Pages as source code
------------------------------------
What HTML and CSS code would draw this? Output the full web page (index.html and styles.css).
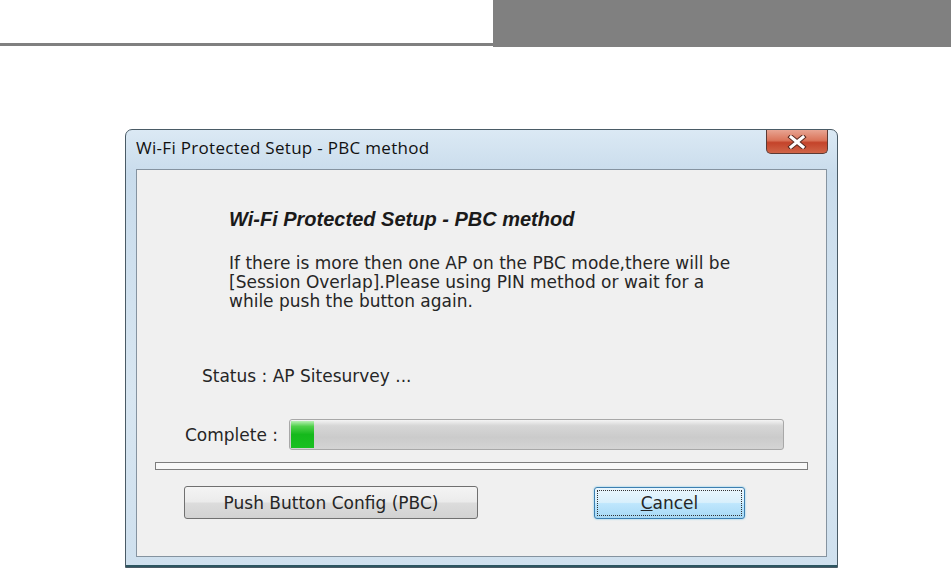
FILE: index.html
```html
<!doctype html>
<html>

<head>
    <meta charset="UTF-8">
    <title>Wi-Fi Protected Setup - PBC method</title>
    <link rel="stylesheet" href="styles.css">
</head>

<body>
    <div class="top">
        <div class="top-line"></div>
        <div class="top-box"></div>
    </div>

    <div class="win">
        <div class="win-title">
            <span>Wi-Fi Protected Setup - PBC method</span>
            <div class="close">
                <svg width="20" height="14" viewBox="0 0 20 14">
                    <path d="M4 2 L16 12 M16 2 L4 12" stroke="#5a2a20" stroke-width="5" stroke-linecap="square" />
                    <path d="M4 2 L16 12 M16 2 L4 12" stroke="#fff" stroke-width="3" stroke-linecap="square" />
                </svg>
            </div>
        </div>
        <div class="client">
            <h1 class="head">Wi-Fi Protected Setup - PBC method</h1>
            <p class="info">If there is more then one AP on the PBC mode,there will be<br>[Session Overlap].Please using PIN method or wait for a<br>while push the button again.</p>
            <p class="status">Status : AP Sitesurvey ...</p>
            <div class="progress-row">
                <span class="label">Complete :</span>
                <div class="bar">
                    <div class="chunk"></div>
                </div>
            </div>
            <div class="sep"></div>
            <div class="buttons">
                <div class="btn btn-pbc">Push Button Config (PBC)</div>
                <div class="btn btn-cancel"><span class="focus"><u>C</u>ancel</span></div>
            </div>
        </div>
    </div>
</body>

</html>
```

FILE: styles.css
```css
* {
    margin: 0;
    padding: 0;
    box-sizing: border-box;
}

body {
    background: #fff;
    font-family: "DejaVu Sans", sans-serif;
    color: #262626;
    overflow: hidden;
}

.top {
    display: flex;
    align-items: flex-start;
    height: 47px;
}
.top-line {
    width: 493px;
    height: 3px;
    margin-top: 43px;
    background: #808080;
}
.top-box {
    flex: 1;
    height: 47px;
    background: #808080;
}

.win {
    width: 713px;
    height: 439px;
    margin: 82px 0 0 125px;
    border: 1px solid #4a5b66;
    border-radius: 7px 7px 0 0;
    background: linear-gradient(180deg, #dbe9f4 0%, #c9dcec 10%, #d8e6f1 60%, #cfe0ee 100%);
    padding: 0 10px 10px 10px;
    display: flex;
    flex-direction: column;
    box-shadow: inset 0 -2px 0 #2d5560;
}

.win-title {
    height: 39px;
    display: flex;
    align-items: flex-start;
    justify-content: space-between;
    font-family: "Open Sans", sans-serif;
    font-size: 17px;
    color: #111;
}
.win-title span {
    margin-top: 6px;
    letter-spacing: 0.3px;
}
.close {
    width: 62px;
    height: 24px;
    margin-right: -1px;
    border: 1px solid #5b3a34;
    border-top: none;
    border-radius: 0 0 5px 5px;
    background: linear-gradient(180deg, #e8a492 0%, #da745a 45%, #c4432a 55%, #d06548 100%);
    display: flex;
    align-items: center;
    justify-content: center;
}

.client {
    flex: 1;
    background: #f0f0f0;
    border: 1px solid #8593a0;
    display: flex;
    flex-direction: column;
}

.head {
    font-family: "Liberation Sans", Arial, sans-serif;
    font-weight: bold;
    font-style: italic;
    font-size: 20px;
    line-height: 23px;
    margin: 38px 0 0 92px;
    color: #1a1a1a;
}
.info {
    font-size: 17px;
    line-height: 19px;
    margin: 23px 0 0 92px;
}
.status {
    font-size: 17px;
    line-height: 20px;
    margin: 55px 0 0 65px;
}

.progress-row {
    display: flex;
    align-items: center;
    margin: 33px 0 0 48px;
}
.label {
    font-size: 17px;
    width: 104px;
}
.bar {
    width: 495px;
    height: 31px;
    border: 1px solid #a8a8a8;
    border-radius: 3px;
    background: linear-gradient(180deg, #f4f4f4 0%, #d6d6d6 20%, #cbcbcb 60%, #d4d4d4 100%);
    padding: 1px;
    display: flex;
}
.chunk {
    width: 23px;
    background: linear-gradient(180deg, #b8f0b4 0%, #4fd04a 20%, #15b91c 50%, #19c020 100%);
}

.sep {
    margin: 12px 18px 0 18px;
    height: 8px;
    border: 1px solid #7c7c7c;
    background: #f8f8f8;
}

.buttons {
    display: flex;
    align-items: center;
    margin: 16px 0 0 47px;
}
.btn {
    font-size: 17px;
    display: flex;
    align-items: center;
    justify-content: center;
    border-radius: 3px;
}
.btn-pbc {
    width: 294px;
    height: 33px;
    border: 1px solid #707070;
    background: linear-gradient(180deg, #f4f4f4 0%, #ebebeb 48%, #dcdcdc 52%, #d2d2d2 100%);
}
.btn-cancel {
    width: 151px;
    height: 32px;
    margin-left: 116px;
    border: 1px solid #3c7fb1;
    background: linear-gradient(180deg, #eaf6fd 0%, #d9f0fc 48%, #bee6fd 52%, #a7d9f5 100%);
    box-shadow: 0 0 2px #67c3e8;
    padding: 2px;
}
.focus {
    flex: 1;
    align-self: stretch;
    display: flex;
    align-items: center;
    justify-content: center;
    border: 1px dotted #333;
}
```
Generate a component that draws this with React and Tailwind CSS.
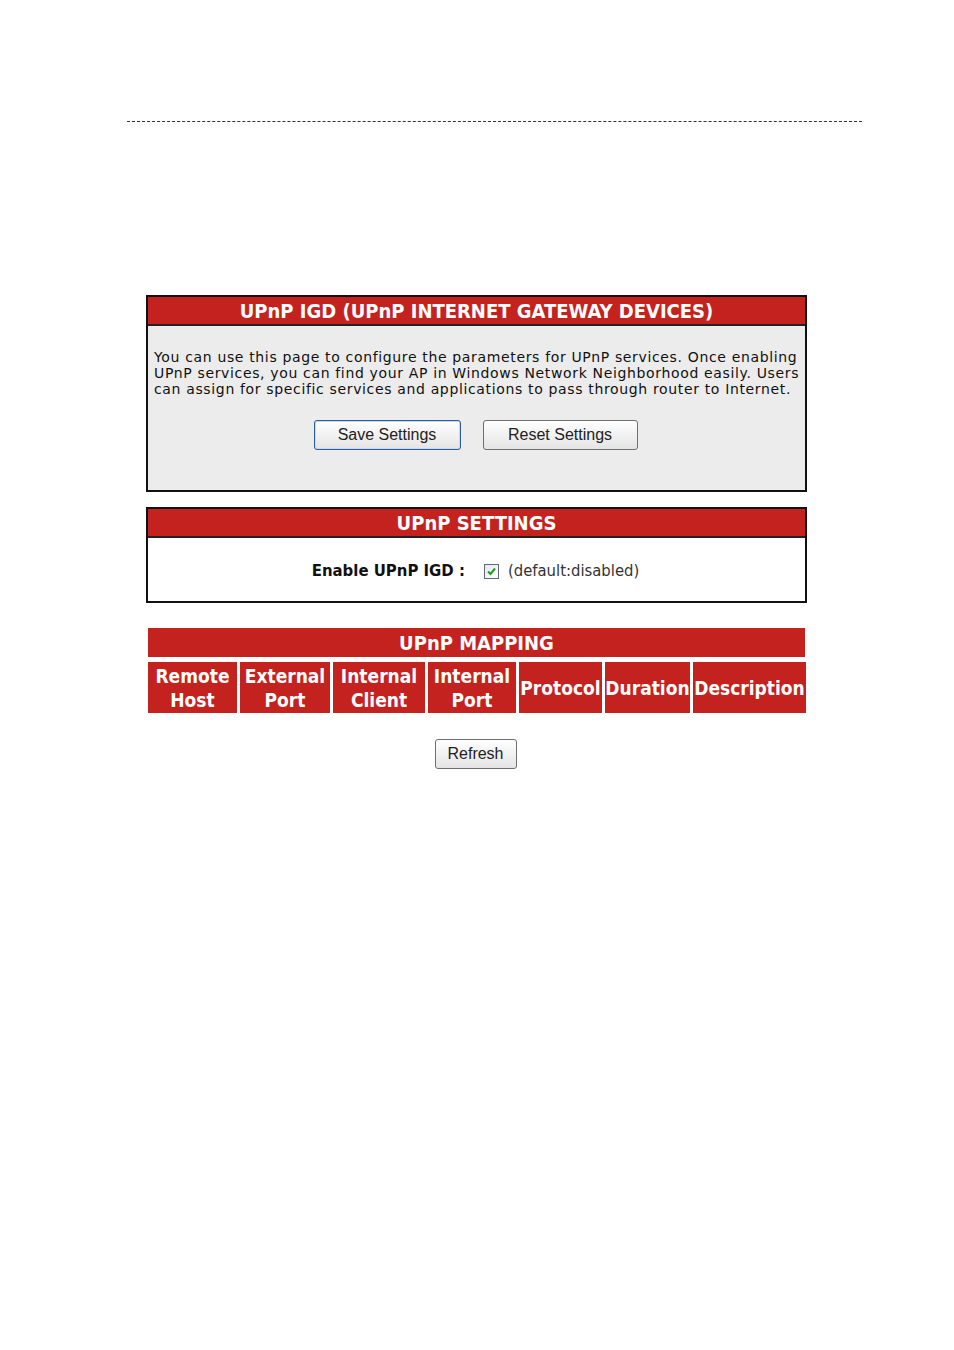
------------------------------------
What is the number of lines above that contain "this"? Answer with that number only.

2